Il presidente del Consiglio Mario Draghi presentando il DEF ha confermato questo contesto, assicurando che “faremo tutto ciò che è necessario per aiutare famiglie e imprese all’interno di una cornice di decisioni europee e di equilibrio dei conti”. Il margine d’intervento per ora resta nel perimetro di un recupero tra deficit programmatico e tendenziale, un mezzo punto ritagliato che vale 5 miliardi di euro. Una dotazione che sarà assegnata al prossimo decreto per contenere i costi energetici, per famiglie e imprese, coprire gli extra costi delle opere del PNRR e per le garanzie sul credito.

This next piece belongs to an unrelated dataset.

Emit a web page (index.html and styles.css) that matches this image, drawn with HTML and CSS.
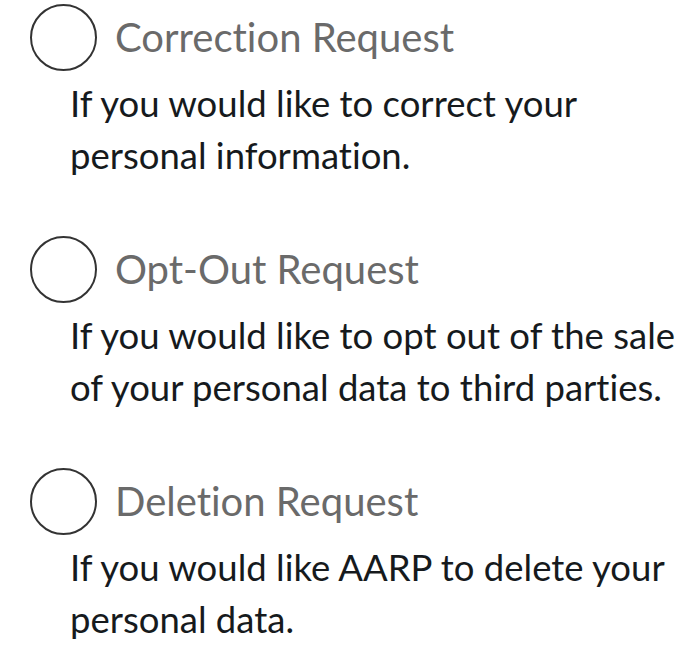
FILE: index.html
```html
<!DOCTYPE html>
<html lang="en">
<head>
<meta charset="utf-8">
<title>Request Types</title>
<link rel="stylesheet" href="styles.css">
</head>
<body>
<div class="list">
  <div class="option">
    <label class="row">
      <span class="radio"></span>
      <span class="title">Correction Request</span>
    </label>
    <p class="desc">If you would like to correct your personal information.</p>
  </div>
  <div class="option">
    <label class="row">
      <span class="radio"></span>
      <span class="title">Opt-Out Request</span>
    </label>
    <p class="desc">If you would like to opt out of the sale of your personal data to third parties.</p>
  </div>
  <div class="option">
    <label class="row">
      <span class="radio"></span>
      <span class="title">Deletion Request</span>
    </label>
    <p class="desc">If you would like AARP to delete your personal data.</p>
  </div>
</div>
</body>
</html>
```
FILE: styles.css
```css
html, body {
  margin: 0;
  padding: 0;
  background: #ffffff;
}
body {
  font-family: Lato, "Noto Sans", sans-serif;
  font-variant-ligatures: none;
  font-feature-settings: "liga" 0, "clig" 0;
}
.list {
  display: flex;
  flex-direction: column;
  padding-top: 4px;
}
.option {
  display: flex;
  flex-direction: column;
  height: 232px;
}
.option:last-child {
  height: auto;
}
.row {
  display: flex;
  align-items: center;
  gap: 18px;
  padding-left: 30px;
  height: 67px;
}
.radio {
  box-sizing: border-box;
  width: 67px;
  height: 67px;
  border: 2.5px solid #333333;
  border-radius: 50%;
  flex: none;
}
.title {
  font-size: 40px;
  color: #6a6a6a;
  line-height: 67px;
}
.desc {
  margin: 6px 0 0 70px;
  font-size: 36.5px;
  line-height: 52px;
  color: #161a1d;
  width: 620px;
}
```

Difficilmente basterà perché il nuovo fantasma si chiama inflazione che ormai molti analisti considerano non più temporanea e sganciata dalle forti iniezioni monetarie dei due anni addietro. I prezzi delle energie da fossili, primo fra tutti il gas, continueranno a crescere con una domanda ancora sostenuta ma con gli investimenti destinati a calare. Motivi per cui la spinta sulle rinnovabili non deve essere solo l’alternativa ma una scelta strategica e ogni passo indietro come quelli annunciati (seppur temporanei) sul carbone, portano dritti alla recessione. Parola che neppure a Bruxelles si pronuncia volentieri ma senza il colpo di reni, analogo a quello compiuto per la pandemia, rischia di compromettere l’unità mostrata dai 27 sulla guerra e le decisioni sulle sanzioni alla Russia ma che nella prospettiva dell’embargo energetico vede aprire qualche crepa.

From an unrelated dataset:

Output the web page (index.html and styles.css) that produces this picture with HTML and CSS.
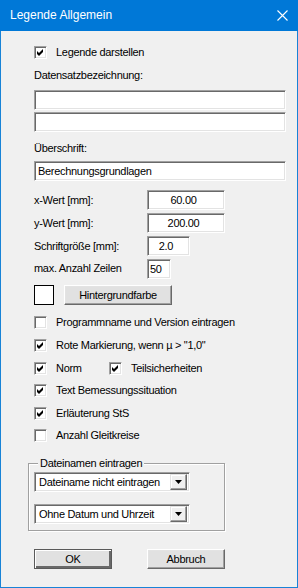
FILE: index.html
```html
<!DOCTYPE html>
<html lang="de">
<head>
    <meta charset="UTF-8">
    <title>Legende Allgemein</title>
    <link rel="stylesheet" href="styles.css">
</head>
<body>
    <div class="dialog">
        <div class="titlebar">
            <span class="title">Legende Allgemein</span>
            <svg class="close" width="11" height="11" viewBox="0 0 11 11">
                <path d="M0.5 0.5 L10.5 10.5 M10.5 0.5 L0.5 10.5" stroke="#fff" stroke-width="1.1" fill="none"/>
            </svg>
        </div>

        <div class="content">
            <div class="check first">
                <span class="cb"><svg width="11" height="11" viewBox="0 0 11 11"><path d="M2 4 L4 6 L8 2 L8 5 L4 9 L2 7 Z"/></svg></span>
                Legende darstellen
            </div>

            <div class="caption cap-top">Datensatzbezeichnung:</div>
            <div class="edit wide ed1"></div>
            <div class="edit wide ed2"></div>

            <div class="caption cap-head">Überschrift:</div>
            <div class="edit wide ed3">Berechnungsgrundlagen</div>

            <div class="field-row fr1">
                <span class="field-label">x-Wert [mm]:</span>
                <div class="edit num">60.00</div>
            </div>
            <div class="field-row">
                <span class="field-label">y-Wert [mm]:</span>
                <div class="edit num">200.00</div>
            </div>
            <div class="field-row">
                <span class="field-label">Schriftgröße [mm]:</span>
                <div class="edit small">2.0</div>
            </div>
            <div class="field-row">
                <span class="field-label lift">max. Anzahl Zeilen</span>
                <div class="edit tiny">50</div>
            </div>

            <div class="color-row">
                <span class="swatch"></span>
                <button class="btn bg-btn">Hintergrundfarbe</button>
            </div>

            <div class="options">
                <div class="check">
                    <span class="cb"></span>
                    Programmname und Version eintragen
                </div>
                <div class="check">
                    <span class="cb"><svg width="11" height="11" viewBox="0 0 11 11"><path d="M2 4 L4 6 L8 2 L8 5 L4 9 L2 7 Z"/></svg></span>
                    Rote Markierung, wenn µ &gt; "1,0"
                </div>
                <div class="check-pair">
                    <div class="check norm">
                        <span class="cb"><svg width="11" height="11" viewBox="0 0 11 11"><path d="M2 4 L4 6 L8 2 L8 5 L4 9 L2 7 Z"/></svg></span>
                        Norm
                    </div>
                    <div class="check">
                        <span class="cb"><svg width="11" height="11" viewBox="0 0 11 11"><path d="M2 4 L4 6 L8 2 L8 5 L4 9 L2 7 Z"/></svg></span>
                        Teilsicherheiten
                    </div>
                </div>
                <div class="check tight">
                    <span class="cb"><svg width="11" height="11" viewBox="0 0 11 11"><path d="M2 4 L4 6 L8 2 L8 5 L4 9 L2 7 Z"/></svg></span>
                    Text Bemessungssituation
                </div>
                <div class="check">
                    <span class="cb"><svg width="11" height="11" viewBox="0 0 11 11"><path d="M2 4 L4 6 L8 2 L8 5 L4 9 L2 7 Z"/></svg></span>
                    Erläuterung StS
                </div>
                <div class="check tight">
                    <span class="cb"></span>
                    Anzahl Gleitkreise
                </div>
            </div>

            <div class="group">
                <span class="group-title">Dateinamen eintragen</span>
                <div class="combo">
                    <span class="combo-text">Dateiname nicht eintragen</span>
                    <span class="combo-btn"><svg width="7" height="4" viewBox="0 0 7 4"><path d="M0 0 H7 L3.5 4 Z"/></svg></span>
                </div>
                <div class="combo second">
                    <span class="combo-text">Ohne Datum und Uhrzeit</span>
                    <span class="combo-btn"><svg width="7" height="4" viewBox="0 0 7 4"><path d="M0 0 H7 L3.5 4 Z"/></svg></span>
                </div>
            </div>

            <div class="actions">
                <button class="btn default">OK</button>
                <button class="btn">Abbruch</button>
            </div>
        </div>
    </div>
</body>
</html>
```

FILE: styles.css
```css
* {
    margin: 0;
    padding: 0;
    box-sizing: border-box;
}

body {
    font-family: "Liberation Sans", Arial, sans-serif;
    font-size: 11px;
    letter-spacing: -0.3px;
    color: #000;
    background: #f0f0f0;
}

.dialog {
    width: 298px;
    height: 588px;
    border: 1px solid #1883d7;
    border-top: none;
    background: #f0f0f0;
}

.titlebar {
    height: 31px;
    background: #0078d7;
    margin: 0 -1px;
    display: flex;
    align-items: center;
    justify-content: space-between;
    padding: 0 10px 0 10px;
}

.title {
    color: #fff;
    font-size: 12px;
    letter-spacing: 0;
    margin-top: -1px;
}

.close {
    display: block;
}

.content {
    padding-left: 33px;
}

/* captions and checkbox rows */
.caption {
    height: 13px;
    line-height: 13px;
}

.cap-top {
    margin-top: 10px;
}

.cap-head {
    margin-top: 10px;
}

.check {
    display: flex;
    align-items: center;
    height: 13px;
    line-height: 13px;
    white-space: nowrap;
}

.check.first {
    margin-top: 15px;
}

.cb {
    width: 13px;
    height: 13px;
    flex: none;
    margin-right: 9px;
    background: #fff;
    border: 1px solid;
    border-color: #a0a0a0 #fff #fff #a0a0a0;
    box-shadow: inset 1px 1px 0 #696969, inset -1px -1px 0 #e3e3e3;
}

.cb svg {
    display: block;
}

/* sunken edit boxes */
.edit {
    height: 20px;
    line-height: 18px;
    background: #fff;
    border: 1px solid;
    border-color: #a0a0a0 #fff #fff #a0a0a0;
    box-shadow: inset 1px 1px 0 #696969, inset -1px -1px 0 #e3e3e3;
    padding: 0 3px;
    white-space: nowrap;
}

.wide {
    width: 252px;
}

.ed1 {
    margin-top: 8px;
}

.ed2 {
    margin-top: 2px;
}

.ed3 {
    margin-top: 6px;
}

.field-row {
    display: flex;
    align-items: center;
    margin-top: 3px;
}

.field-row.fr1 {
    margin-top: 9px;
}

.field-label {
    width: 113px;
    flex: none;
}

.field-label.lift {
    margin-top: -2px;
}

.num {
    width: 78px;
    text-align: center;
    padding-right: 8px;
}

.small {
    width: 43px;
    text-align: center;
    padding-right: 8px;
}

.tiny {
    width: 24px;
    padding-left: 2px;
}

/* colour swatch and button */
.color-row {
    display: flex;
    margin-top: 6px;
    gap: 10px;
}

.swatch {
    width: 20px;
    height: 20px;
    background: #fff;
    border: 1px solid #000;
}

.btn {
    height: 20px;
    font-family: inherit;
    font-size: 11px;
    letter-spacing: inherit;
    color: #000;
    background: #e1e1e1;
    border: 1px solid;
    border-color: #fff #696969 #696969 #fff;
    box-shadow: inset -1px -1px 0 #a0a0a0, inset 1px 1px 0 #e3e3e3;
    padding-bottom: 1px;
}

.bg-btn {
    width: 108px;
}

.btn.default {
    border: 1px solid #5a5a5a;
    box-shadow: inset 1px 1px 0 #fff, inset -2px -2px 0 #696969;
}

/* option checkboxes */
.options {
    margin-top: 11px;
    display: flex;
    flex-direction: column;
    gap: 10px;
}

.options .tight {
    margin-top: -1px;
}

.check-pair {
    display: flex;
}

.check.norm {
    width: 75px;
}

/* group box */
.group {
    position: relative;
    width: 197px;
    margin-left: -6px;
    margin-top: 21px;
    border: 1px solid #a0a0a0;
    box-shadow: 1px 1px 0 #fff, inset 1px 1px 0 #fff;
    padding: 8px 0 6px 5px;
}

.group-title {
    position: absolute;
    top: -7px;
    left: 9px;
    padding: 0 2px;
    line-height: 13px;
    background: #f0f0f0;
}

.combo {
    width: 156px;
    height: 20px;
    display: flex;
    align-items: center;
    justify-content: space-between;
    background: #fff;
    border: 1px solid;
    border-color: #a0a0a0 #fff #fff #a0a0a0;
    box-shadow: inset 1px 1px 0 #696969, inset -1px -1px 0 #e3e3e3;
    padding: 2px 2px 2px 4px;
}

.combo.second {
    margin-top: 12px;
}

.combo-btn {
    width: 17px;
    height: 16px;
    display: flex;
    align-items: center;
    justify-content: center;
    background: #f0f0f0;
    border: 1px solid;
    border-color: #e3e3e3 #696969 #696969 #e3e3e3;
    box-shadow: inset -1px -1px 0 #a0a0a0, inset 1px 1px 0 #fff;
}

/* bottom buttons */
.actions {
    display: flex;
    gap: 35px;
    margin-top: 18px;
}

.actions .btn {
    width: 78px;
}
```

L’orticello di casa non esisteva per il virus e non esiste neppure per l’energia, e per resistere alle tentazioni di stampo sovranista occorre un nuovo sforzo di debito comune, non di ristoro ma dedicato a investimenti settoriali per uscire definitivamente dalla prigionia fossile. La politica di bilancio dell’UE non può che continuare ad essere espansiva, magari più mirata e la stessa politica monetaria non dovrebbe dare segnali contrari per un giusto bilanciamento che allontani le incertezze e metta gli investitori in un corridoio di stabilità.
L’Italia per ora sfugge a un nuovo scostamento di bilancio e probabilmente il ministro dell’Economia Daniele Franco ha le sue ragioni, e in attesa di segnali da Bruxelles, resiste alle pressioni della maggioranza. Ma con nuove sanzioni energetiche, l’impatto sull’intera industria europea sarebbe forte e gli Stati non potranno certo essere lasciati soli. Il premier Draghi ha detto di voler fare tutto nella cornice europea, embargo del gas compreso, ma non ha detto esplicitamente con quale posizione si schiera l’Italia. La battuta “volete la pace o il condizionatore”, può servire per finire nei titoli dei giornali ma forse dal governo dovremmo aspettarci qualcosa di più analitico in tema di politica economica e industriale. Quella risposta invece significa che un piano concreto e realistico per fronteggiare gli eventi, l’Italia non ce l’ha.